Trade references to Coral, Crown Tuscan and "Charleton" decorations published during the 1940s and early 1950s included the following items:

"Lovely bud vase and candy box from the 'Charleton' china line at Abels, Wasserberg & Co. Inc." (Crockery & Glass Journal, September 1945). (Author's note: Shown with this caption were the #274 bud vase and the #3500/57 covered candy.)

"Their (Cambridge) popular coral colored decorative pieces now come all dressed up with a gold stippled border. This line, including candlesticks, bowls, compotes, cigarette boxes ..." (China, Glass & Decorative Accessories, August 1949).

"The popular 'Crown Tuscan' cocktail glasses with the graceful coral figure holding the mandarin gold bowl are now back again to retail at $1.50 apiece." (China, Glass & Decorative Accessories, December 1949).

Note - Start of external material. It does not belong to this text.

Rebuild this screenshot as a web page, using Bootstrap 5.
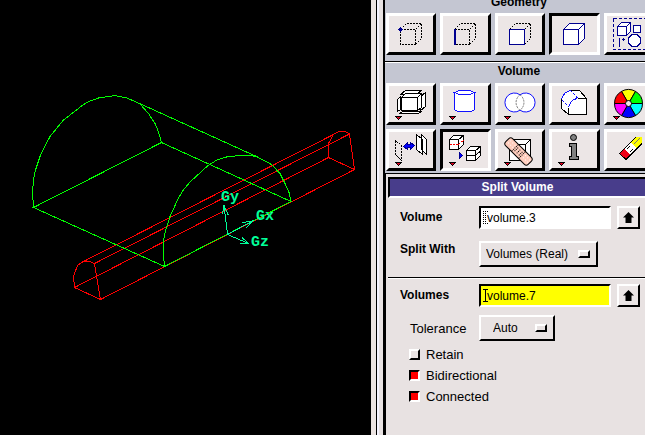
<!DOCTYPE html>
<html lang="en">
<head>
<meta charset="utf-8">
<meta name="viewport" content="width=device-width, initial-scale=1">
<title>Split Volume</title>
<link href="https://cdn.jsdelivr.net/npm/bootstrap@5.3.0/dist/css/bootstrap.min.css" rel="stylesheet">
<style>
  body { background: #000; color: #000; font: 12px/17px "Liberation Sans", Arial, sans-serif; }
  .view3d { min-width: 0; }
  .view3d svg { width: 100%; height: 100%; }
  .view3d text { font: bold 15px "Liberation Mono", monospace; fill: #00ff99; }
  .side { flex: 0 0 274px; }
  .sash { width: 5px; background: #ece4e2; border-right: 1px solid #000; box-sizing: content-box; }
  .rail { width: 8px; background: #e8e2e2; border-left: 2px solid #f6f4ff; border-right: 2px solid #000; }
  .tools { background: #c4c6d2; }
  .group-title { font-weight: 700; line-height: 17px; padding-bottom: 3px; }
  .group-title.clipped { margin-top: -6px; padding-bottom: 2px; }
  .tool-row { display: grid; grid-template-columns: repeat(5, 1fr); gap: 4px; margin: 0 -9px 0 1px; }
  .rule { height: 2px; border-top: 1px solid #000; background: #fff; }
  .group-rule { margin-top: 6px; }
  .tool, .pick { padding: 0; background: #ece6e6; border: 3px solid; border-color: #fff #000 #000 #fff; }
  .tool { height: 42px; overflow: hidden; }
  .tool.pressed { border-color: #000 #fff #fff #000; }
  .tool svg { display: block; width: 44px; height: 36px; fill: none; stroke: #000; shape-rendering: crispEdges; }
  .tool .round { shape-rendering: auto; }
  .form-pane { background: #e8e2e2; border-left: 1px solid #000; border-top: 1px solid #000; padding: 3px 0 0 2px; margin-top: 2px; }
  .pane-title { background: #483d8b; color: #fff; font-size: 12px; font-weight: 700; border: solid; border-width: 2px 0 2px 2px; border-color: #000 #000 #fff #000; line-height: 17px; }
  .entry { padding-left: 12px; }
  .entry-label { width: 79px; font-weight: 700; }
  .entry-label.indent { padding-left: 10px; font-size: 13px; font-weight: 400; }
  .gap-s { margin-top: 8px; }
  .gap-m { margin-top: 12px; }
  .gap-t { margin-top: 5px; }
  .entry-rule { margin-top: 10px; }
  .field { height: 23px; width: 132px; border: 2px solid; border-color: #000 #fff #fff #000; border-radius: 0; padding: 0 0 0 6px; font-size: 12px; background: #fff; color: #000; }
  .field.active { background: #ff0; }
  .caret { left: 4px; top: 5px; width: 5px; height: 13px; fill: none; stroke: #000; pointer-events: none; shape-rendering: crispEdges; }
  .pick { width: 23px; height: 23px; border-width: 2px; margin-left: 6px; }
  .pick svg { display: block; margin: auto; width: 13px; height: 13px; }
  .option { appearance: none; height: 26px; border: 2px solid; border-color: #fff #000 #000 #fff; border-radius: 0; background: #e8e2e2; color: #000; font-size: 12px; padding: 0 0 0 5px; }
  .option.wide { width: 119px; }
  .option.auto { width: 76px; padding-left: 12px; }
  .knob { right: 8px; top: 9px; width: 12px; height: 8px; border: 2px solid; border-color: #fff #000 #000 #fff; pointer-events: none; }
  .tick { appearance: none; width: 11px; height: 11px; margin: 0; border: 2px solid; border-color: #fff #000 #000 #fff; background: #e8e2e2; }
  .tick:checked { background: #f00; border-color: #000 #fff #fff #000; }
  .checks { padding: 3px 0 0 21px; font-size: 13px; }
  .check-line { height: 21px; gap: 6px; }
</style>
<script src="https://cdn.jsdelivr.net/npm/bootstrap@5.3.0/dist/js/bootstrap.bundle.min.js"></script>
</head>
<body class="overflow-hidden">
<div class="d-flex vh-100">
  <main class="view3d flex-grow-1">
    <svg viewBox="0 0 371 435" preserveAspectRatio="xMinYMin meet" fill="none" shape-rendering="crispEdges" role="img" aria-label="3D model view">
      <g stroke="#f00">
        <path d="M74.500 287.500L73.500 276.500L77.500 265.500L82.500 262L90 261.500L94.500 263.500L100.500 299.500Z"/>
        <path d="M328.500 157.500V143.500L333.500 134.500L338.500 131.500H345.500L349.500 134L354.500 169.500Z"/>
        <path d="M82.500 262L333.500 134.500M94.500 263.500L349.500 134M74.500 287.500L328.500 157.500M100.500 299.500L354.500 169.500"/>
      </g>
      <g stroke="#0f0">
        <path d="M33.500 207.500L32.500 192.500L33.500 180L35.500 170L40.500 155L50 136.500L63 120.500L83.500 104.500L90 101L98.500 98L115 95.500L127 98L139.500 103.500L148.500 113.500L155 123.500L158.500 132L161.500 142.500"/>
        <path d="M164.500 266.500L163.500 255V240L165.500 231L170 216.500L177.500 200L182.500 191L190 182L208 165.500L217 160L226.500 157L240 155.500H250L256.500 156.500L271.500 164.500L280 173.500L285 183.500L289 192.500L291 201.500"/>
        <path d="M33.500 207.500L161.500 142.500L291 201.500L164.500 266.500ZM139.500 103.500L256.500 156.500"/>
      </g>
      <path stroke="#00ff99" d="M227.500 234.500L224 205.500M222.500 214.500L224 205.500L228.500 215.500M227.500 234.500L252.500 221M242.500 222.500L252.500 221L245.500 228.500M227.500 234.500L248.500 243.500M242 237.500L248.500 243.500H240"/>
      <text x="221" y="201">Gy</text>
      <text x="256" y="220">Gx</text>
      <text x="251" y="246">Gz</text>
    </svg>
  </main>

  <aside class="side d-flex overflow-hidden">
    <div class="sash flex-shrink-0"></div>
    <div class="rail flex-shrink-0"></div>
    <div class="tools flex-grow-1 d-flex flex-column">
      <div class="group-title clipped text-center ps-2">Geometry</div>
      <div class="tool-row">
        <button class="tool" type="button" aria-label="Vertex"><svg viewBox="0 0 44 36"><path stroke-dasharray="2 1" d="M11.500 13.500H26.500V28.500H11.500ZM11.500 13.500L17.500 7.500H32.500V22.500L26.500 28.500M26.500 13.500L32.500 7.500"/><path fill="#000090" stroke="none" d="M9 13h1v-1h1v-1h1v1h1v1h1v1h-1v1h-1v1h-1v-1h-1v-1H9z"/></svg></button>
        <button class="tool" type="button" aria-label="Edge"><svg viewBox="0 0 44 36"><path stroke-dasharray="2 1" d="M11.500 13.500H26.500V28.500H11.500M11.500 13.500L17.500 7.500H32.500V22.500L26.500 28.500M26.500 13.500L32.500 7.500"/><path stroke="#000090" stroke-width="2" d="M12 13V29"/></svg></button>
        <button class="tool" type="button" aria-label="Face"><svg viewBox="0 0 44 36"><path stroke-dasharray="2 1" d="M11.500 13.500L17.500 7.500H32.500V22.500L26.500 28.500M26.500 13.500L32.500 7.500"/><path stroke="#000090" fill="#fff" d="M11.500 13.500H26.500V28.500H11.500Z"/></svg></button>
        <button class="tool pressed" type="button" aria-label="Volume"><svg viewBox="0 0 44 36"><path stroke="#000090" fill="#fff" d="M11.500 13.500L17.500 7.500H32.500V22.500L26.500 28.500H11.500ZM11.500 13.500H26.500V28.500M26.500 13.500L32.500 7.500"/></svg></button>
        <button class="tool" type="button" aria-label="Group"><svg viewBox="0 0 44 36"><g stroke="#000090"><path stroke-dasharray="3 2" d="M6.500 2.500H39.500V33.500H6.500Z"/><path fill="#fff" d="M10.500 10.500L14.500 6.500H23.500V15.500L19.500 19.500H10.500ZM10.500 10.500H19.500V19.500M19.500 10.500L23.500 6.500M26.500 9.500H33.500V16.500H26.500Z"/><path fill="#fff" d="M25 18.500H30L33.500 22V27L30 30.500H25L21.500 27V22Z"/><path d="M12.500 22V31M15 23.500H18M16.500 22V25"/></g></svg></button>
      </div>
      <div class="rule group-rule"></div>
      <div class="group-title text-center ps-2">Volume</div>
      <div class="tool-row">
        <button class="tool" type="button" aria-label="Create volume"><svg viewBox="0 0 44 36"><g fill="#fff"><path d="M16.500 4.500H32.500L27.500 8.500H11.500ZM8.500 13.500L11.500 10.500V23.500L8.500 25.500ZM31.500 10.500L36.500 6.500V20.500L31.500 24.500ZM10.500 27.500L13.500 25.500H32.500L29.500 27.500Z"/><path d="M12.500 11.500L16.500 7.500H32.500V21.500L28.500 24.500H12.500Z"/><path d="M12.500 11.500H28.500V24.500H12.500ZM28.500 11.500L32.500 7.500"/></g><path fill="#e00020" d="M6.500 30.500H12.500L9.500 33.500Z"/></svg></button>
        <button class="tool" type="button" aria-label="Cylinder"><svg viewBox="0 0 44 36"><g stroke="#1010ff" fill="#fff"><path d="M11.500 6.500V23.500L14.500 25.500H28.500L31.500 23.500V6.500"/><path d="M11.500 6.500L16.500 4.500H26.500L31.500 6.500L26.500 8.500H16.500Z"/></g><path fill="#e00020" d="M6.500 30.500H12.500L9.500 33.500Z"/></svg></button>
        <button class="tool" type="button" aria-label="Boolean"><svg viewBox="0 0 44 36"><g class="round"><circle cx="16.500" cy="16.500" r="9.500" fill="#fff" stroke="none"/><circle cx="27.500" cy="16.500" r="9.500" fill="#fff" stroke="none"/><path stroke="#1010ff" d="M22 8.800A9.500 9.500 0 1 0 22 24.200A9.500 9.500 0 1 0 22 8.800"/><path stroke="#777" stroke-dasharray="2 1" d="M22 8.800A9.500 9.500 0 0 1 22 24.200A9.500 9.500 0 0 1 22 8.800"/></g><path fill="#e00020" d="M6.500 30.500H12.500L9.500 33.500Z"/></svg></button>
        <button class="tool" type="button" aria-label="Blend"><svg viewBox="0 0 44 36"><path fill="#fff" stroke="none" d="M9.500 22.500V12.500L12.500 7.500L17.500 4.500H27.500L34.500 12.500V28.500H16.500Z"/><path d="M9.500 12.500V22.500L16.500 28.500H34.500V12.500L27.500 4.500H18.500M16.500 28.500V21.500M25.500 12.500H34.500"/><g stroke="#1010ff"><path d="M9.500 13.500L10.500 10.500L13.500 6.500L18.500 4.500"/><path d="M16.500 21.500L18.500 16.500L21.500 13.500L25.500 12.500"/><path stroke-dasharray="2 2" d="M18.500 4.500L26 12.500M10.500 14.500L16.500 20.500"/></g></svg></button>
        <button class="tool" type="button" aria-label="Color"><svg viewBox="0 0 44 36"><g class="round"><path fill="#ff0" d="M21.500 17.500L14.500 5.400A14 14 0 0 1 28.500 5.400Z"/><path fill="#0f0" d="M21.500 17.500L28.500 5.400A14 14 0 0 1 35.500 17.500Z"/><path fill="#0ff" d="M21.500 17.500H35.500A14 14 0 0 1 28.500 29.600Z"/><path fill="#00f" d="M21.500 17.500L28.500 29.600A14 14 0 0 1 14.500 29.600Z"/><path fill="#f0f" d="M21.500 17.500L14.500 29.600A14 14 0 0 1 7.500 17.500Z"/><path fill="#f00" d="M21.500 17.500H7.500A14 14 0 0 1 14.500 5.400Z"/><circle cx="21.500" cy="17.500" r="3" fill="#ece6e6"/></g><path fill="#e00020" d="M6.500 30.500H12.500L9.500 33.500Z"/></svg></button>
        <button class="tool" type="button" aria-label="Move"><svg viewBox="0 0 44 36"><path stroke-dasharray="2 1" d="M6.500 8.500V22.500L12.500 28.500V13.500Z"/><path fill="#fff" d="M32.500 2.500V17.500L37.500 22.500V7.500ZM27.500 2.500V17.500L33.500 22.500V7.500Z"/><path fill="#00f" stroke="#000090" d="M14.500 14.500L18.500 10.500V12.500H21.500V10.500L25.500 13.500L21.500 17.500V15.500H18.500V17.500Z"/><path fill="#e00020" d="M6.500 30.500H12.500L9.500 33.500Z"/></svg></button>
        <button class="tool pressed" type="button" aria-label="Split"><svg viewBox="0 0 44 36"><path fill="#fff" d="M6.500 7.500L10.500 3.500H20.500V12.500L15.500 17.500H6.500ZM6.500 7.500H15.500V17.500M15.500 7.500L20.500 3.500"/><path stroke="#f00" stroke-dasharray="2 1" d="M6.500 12.500H15.500L20.500 8"/><path fill="#fff" d="M23.500 18.500L27.500 14.500H37.500V23.500L32.500 28.500H23.500ZM23.500 18.500H32.500V28.500M32.500 18.500L37.500 14.500M23.500 23.500H32.500L37.500 19"/><path fill="#00f" stroke="#000090" d="M16.500 20.500V26.500L19.500 23.500Z"/><path fill="#e00020" d="M6.500 30.500H12.500L9.500 33.500Z"/></svg></button>
        <button class="tool" type="button" aria-label="Heal"><svg viewBox="0 0 44 36"><path fill="#fff" d="M11.500 7.500H32.500V28.500H11.500Z"/><path fill="#fff" d="M17.500 12.500H27.500V23.500H17.500ZM32.500 7.500L27.500 12.500"/><g class="round" transform="rotate(45 20.500 19.500)"><rect x="4.500" y="14.500" width="32" height="10" rx="3" fill="#ffcdbd"/><path stroke-dasharray="1 1" d="M15.500 15V24M25.500 15V24"/><path stroke-dasharray="1 2" d="M17 17.500H25M17 19.500H25M17 21.500H25"/><path stroke="#fff" stroke-dasharray="1 2" d="M7 17.500H14M7 20.500H14M28 17.500H35M28 20.500H35"/></g><path fill="#e00020" d="M6.500 30.500H12.500L9.500 33.500Z"/></svg></button>
        <button class="tool" type="button" aria-label="Summarize"><svg viewBox="0 0 44 36"><circle class="round" cx="21.500" cy="5.500" r="3" fill="#808080"/><path fill="#808080" d="M17.500 11.500H24.500V24.500H26.500V27.500H17.500V24.500H19.500V14.500H17.500Z"/><path fill="#e00020" d="M6.500 30.500H12.500L9.500 33.500Z"/></svg></button>
        <button class="tool" type="button" aria-label="Delete"><svg viewBox="0 0 44 36"><path fill="#ff0" stroke="none" d="M23 10.500L28.500 5H35V11.500L29.500 17Z"/><path fill="#fff" stroke="none" d="M17 16.500L23.500 10L29.500 16.500L23.500 22.500Z"/><path fill="#f00018" stroke="none" d="M12.500 21.500L17 16.500L23.500 22.500L19 27.500Z"/><path d="M28.500 5.500L12.500 21.500L19 27.500L35 11.500"/><path stroke-dasharray="3 1" d="M19.500 17.500L23 14M22.500 20.500L26 17"/><path stroke="#777" d="M26.500 12.500L33 6"/></svg></button>
      </div>

      <form class="form-pane flex-grow-1" aria-label="Split Volume" onsubmit="return false">
        <h1 class="pane-title text-center m-0">Split Volume</h1>
        <div class="entry d-flex align-items-center gap-s">
          <label class="entry-label" for="volume">Volume</label>
          <div class="position-relative">
            <input class="field d-block" id="volume" type="text" value="volume.3">
            <svg class="caret position-absolute" viewBox="0 0 5 13"><path stroke-dasharray="1 1" d="M0 .5H5M2.500 0V13M0 12.500H5M.5 0V13"/></svg>
          </div>
          <button class="pick" type="button" aria-label="Pick volume"><svg viewBox="0 0 13 13"><path d="M6.500 1L12 6.500H9.500V12H3.500V6.500H1Z"/></svg></button>
        </div>
        <div class="entry d-flex align-items-start gap-m">
          <label class="entry-label" for="split-with">Split With</label>
          <div class="position-relative">
            <select class="option wide d-block" id="split-with"><option>Volumes (Real)</option></select>
            <span class="knob position-absolute"></span>
          </div>
        </div>
        <div class="rule entry-rule"></div>
        <div class="entry d-flex align-items-center gap-t">
          <label class="entry-label" for="volumes">Volumes</label>
          <div class="position-relative">
            <input class="field active d-block" id="volumes" type="text" value="volume.7">
            <svg class="caret position-absolute" viewBox="0 0 5 13"><path d="M0 .5H5M2.500 0V13M0 12.500H5"/></svg>
          </div>
          <button class="pick" type="button" aria-label="Pick volumes"><svg viewBox="0 0 13 13"><path d="M6.500 1L12 6.500H9.500V12H3.500V6.500H1Z"/></svg></button>
        </div>
        <div class="entry d-flex align-items-center gap-s">
          <label class="entry-label indent" for="tolerance">Tolerance</label>
          <div class="position-relative">
            <select class="option auto d-block" id="tolerance"><option>Auto</option></select>
            <span class="knob position-absolute"></span>
          </div>
        </div>
        <div class="checks">
          <div class="check-line d-flex align-items-center"><input class="tick" type="checkbox" id="retain"><label for="retain">Retain</label></div>
          <div class="check-line d-flex align-items-center"><input class="tick" type="checkbox" id="bidirectional" checked><label for="bidirectional">Bidirectional</label></div>
          <div class="check-line d-flex align-items-center"><input class="tick" type="checkbox" id="connected" checked><label for="connected">Connected</label></div>
        </div>
      </form>
    </div>
  </aside>
</div>
</body>
</html>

"'Charleton' presents the ultimate in glass accessories Coral Shell enhanced by a new hand painted pattern Blue Mist." (Crockery & Glass Journal, May 1952) (Author's note: Shown with this caption were the 5" and 7" shell plates, the #35 or #36 cigarette box, a swan, and other items.)

The reader, and especially so the inexperienced Cambridge collector, is cautioned that other companies, in addition to Cambridge, made pink opaque glass. These include; Fenton, Fostoria, Jeannette, Westmoreland, and the Aladdin Lamp Company.

The experienced Cambridge collector will have no difficulty in recognizing Coral or Crown Tuscan pieces, but the beginning collector form time to time may be confused. The only answer is to learn the Cambridge line and whenever the opportunity arises to examine and study a piece of Cambridge Crown Tuscan ... take advantage of it.